Deuxième panneau : les soignants réticents à la vaccination. Au-delà de la circonspection d’une partie des Français sur le pass sanitaire et l’obligation vaccinale, sujet qui en vient, hélas, à cliver des familles entières à la manière de l’affaire Dreyfus autrefois, force est de constater que les méthodes du Gouvernement peinent à convaincre. Après nous avoir encouragés à applaudir les soignants à 20h pendant de longs mois, voici ces derniers voués à l’exclusion sociale, privés de leur salaire, s’ils n’acceptent pas la vaccination. Aucune alternative. A l’image du dramatique, haletant et tout récent film de Cédric Jimenez BAC Nord, c’est le sentiment d’un Exécutif fort avec les faibles et faible avec les forts qui domine. Il y avait ceux qui ne sont rien. Il y a désormais ceux qui n’ont plus rien. Et tant pis pour le personnel soignant.

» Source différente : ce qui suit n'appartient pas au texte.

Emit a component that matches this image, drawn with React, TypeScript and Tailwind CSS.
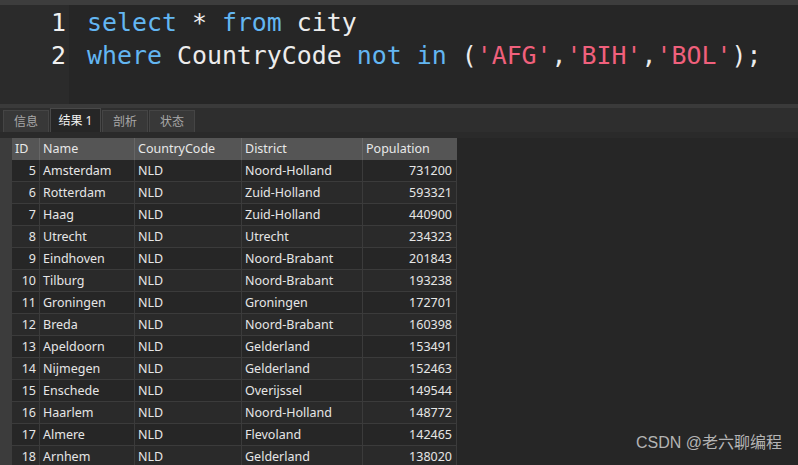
import React from "react";

const rows: [number, string, string, string, number][] = [
  [5, "Amsterdam", "NLD", "Noord-Holland", 731200],
  [6, "Rotterdam", "NLD", "Zuid-Holland", 593321],
  [7, "Haag", "NLD", "Zuid-Holland", 440900],
  [8, "Utrecht", "NLD", "Utrecht", 234323],
  [9, "Eindhoven", "NLD", "Noord-Brabant", 201843],
  [10, "Tilburg", "NLD", "Noord-Brabant", 193238],
  [11, "Groningen", "NLD", "Groningen", 172701],
  [12, "Breda", "NLD", "Noord-Brabant", 160398],
  [13, "Apeldoorn", "NLD", "Gelderland", 153491],
  [14, "Nijmegen", "NLD", "Gelderland", 152463],
  [15, "Enschede", "NLD", "Overijssel", 149544],
  [16, "Haarlem", "NLD", "Noord-Holland", 148772],
  [17, "Almere", "NLD", "Flevoland", 142465],
  [18, "Arnhem", "NLD", "Gelderland", 138020],
];

const tabs = ["信息", "结果 1", "剖析", "状态"];

export default function App() {
  return (
    <div className="relative flex h-[465px] w-[798px] flex-col overflow-hidden bg-[#262626] font-['Noto_Sans','Noto_Sans_CJK_SC',sans-serif]">
      <div className="h-[5px] shrink-0 bg-[#3d3d3d]" />

      {/* editor */}
      <div className="flex h-[99px] shrink-0 font-['DejaVu_Sans_Mono',monospace] text-[24.9px] leading-[33px]">
        <div className="flex w-[69px] flex-col items-end bg-[#2b2b2b] pr-[3px] pt-[1px] text-[#f0f0f0]">
          <div>1</div>
          <div>2</div>
        </div>
        <div className="flex-1 bg-[#262626] pl-[18px] pt-[1px] text-[#ececec] whitespace-pre">
          <div>
            <span className="text-[#63b6f2]">select</span> * <span className="text-[#63b6f2]">from</span> city
          </div>
          <div>
            <span className="text-[#63b6f2]">where</span> CountryCode <span className="text-[#63b6f2]">not in</span> (
            <span className="text-[#f0607c]">'AFG'</span>,<span className="text-[#f0607c]">'BIH'</span>,
            <span className="text-[#f0607c]">'BOL'</span>);
          </div>
        </div>
      </div>

      <div className="h-[4px] shrink-0 bg-[#3a3a3a]" />

      {/* tabs */}
      <div className="flex h-[24px] shrink-0 items-end gap-[1px] bg-[#2e2e2e] pl-[3px] text-[12px]">
        {tabs.map((t, i) =>
          i === 1 ? (
            <div
              key={t}
              className="flex h-[24px] w-[51px] items-center justify-center border-x border-t border-[#484848] bg-[#262626] text-[#f2f2f2]"
            >
              {t}
            </div>
          ) : (
            <div
              key={t}
              className="flex h-[22px] w-[46px] items-center justify-center border-x border-t border-[#454545] bg-[#383838] text-[#a8a8a8]"
            >
              {t}
            </div>
          )
        )}
      </div>
      <div className="h-[6px] shrink-0 bg-[#2a2a2a]" />

      {/* grid */}
      <div className="flex text-[12.5px] text-[#e6e6e6]">
        <div className="w-[12px] shrink-0 bg-[#3c3c3c]" />
        <div className="w-[445px] shrink-0">
          <div className="grid h-[22px] grid-cols-[28px_95px_107px_121px_94px] bg-[#555555] text-[#e8e8e8]">
            <div className="border-r border-[#666] pl-[3px] leading-[21px]">ID</div>
            <div className="border-r border-[#666] pl-[3px] leading-[21px]">Name</div>
            <div className="border-r border-[#666] pl-[3px] leading-[21px]">CountryCode</div>
            <div className="border-r border-[#666] pl-[3px] leading-[21px]">District</div>
            <div className="pl-[3px] leading-[21px]">Population</div>
          </div>
          {rows.map((r, i) => (
            <div
              key={r[0]}
              className={
                "grid h-[22px] grid-cols-[28px_95px_107px_121px_94px] border-b border-[#3b3b3b] " +
                (i % 2 === 0 ? "bg-[#262626]" : "bg-[#2a2a2a]")
              }
            >
              <div className="border-r border-[#3b3b3b] pr-[3px] text-right leading-[21px]">{r[0]}</div>
              <div className="border-r border-[#3b3b3b] pl-[3px] leading-[21px]">{r[1]}</div>
              <div className="border-r border-[#3b3b3b] pl-[3px] leading-[21px]">{r[2]}</div>
              <div className="border-r border-[#3b3b3b] pl-[3px] leading-[21px]">{r[3]}</div>
              <div className="border-r border-[#3b3b3b] pr-[4px] text-right leading-[21px]">{r[4]}</div>
            </div>
          ))}
        </div>
      </div>

      <div className="absolute bottom-[10px] right-[16px] text-[16px] text-[#b4b4b4] font-['Liberation_Sans','Noto_Sans_CJK_SC',sans-serif]">
        CSDN @老六聊编程
      </div>
    </div>
  );
}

« Le propre de l’idéologie est de se radicaliser au rythme où le réel la désavoue. » Eric Zemmour
Troisième panneau : un rite crucifié. La mise au pilori par le Pape François de la messe de Saint Pie V interroge bien au-delà des rangs des intéressés. Il n’y a d’ailleurs qu’à lire les dernières sorties dans la presse de Nicolas Sarkozy ou d’Edouard Philippe. Dans les pages du dernier Figaro Magazine, l’ancien président de la République se confie : « Le catholicisme ne peut être réduit à une ONG » et de regretter : « Après Vatican II, l’Eglise a trop banalisé son rite ». Quant à l’ancien Premier Ministre d’Emmanuel Macron, il avouait à notre confrère Tugdual Denis dans La vérité sur Edouard Philippe (Robert Lafont) que la guitare à la messe n’avait jamais été son truc. « Je trouve qu’il y a depuis quelques années une forme de désinvolture liturgique qui me choque ». A dire vrai, après la déroutante période du Covid, dans un grave contexte de sécularisation généralisée et devant des enjeux apostoliques extrêmement préoccupants pour la fille aînée de l’Eglise, on peine à saisir les raisons de la décision du Pape François défaisant l’œuvre de paix liturgique du Pape Benoît. Dans un texte objectivement vexatoire, des paroissiens du bout du banc, fidèles à l’Eglise, appliqués et ne demandant pour la plupart que considération et encouragement, se trouvent frappés d’interdit. Pour un Pape qui nous avait habitués aux ponts et à l’ouverture, la situation confine au mauvais gag. Ce qui favorise le recueillement, produit des vocations et soutient de nombreuses familles est pointé du doigt et marqué au fer rouge quand les graves dérives doctrinales de tout un clergé allemand bénissant des couples homosexuels ne souffrent ni sanctions ni peines. Là aussi, les murs se dressent et les oukases se donnent à géométrie variable.
Le problème du progressisme se tire de sa fluidité. Sans principe, sans repère, sans fondement, il pratique le “en même temps” avec l’arbitraire pour seule cohérence. « Le propre de l’idéologie est de se radicaliser au rythme où le réel la désavoue. » écrit Zemmour dans son nouveau livre La France n’a pas dit son dernier mot (Rubempré). La sagesse qui plonge ses racines dans les dix commandements protège le raisonnement, la justice, les lois. Loin de les ouvrir sur un dédale, le décalogue leur offre un couloir sécurisé et garantit l’acuité de leurs décisions.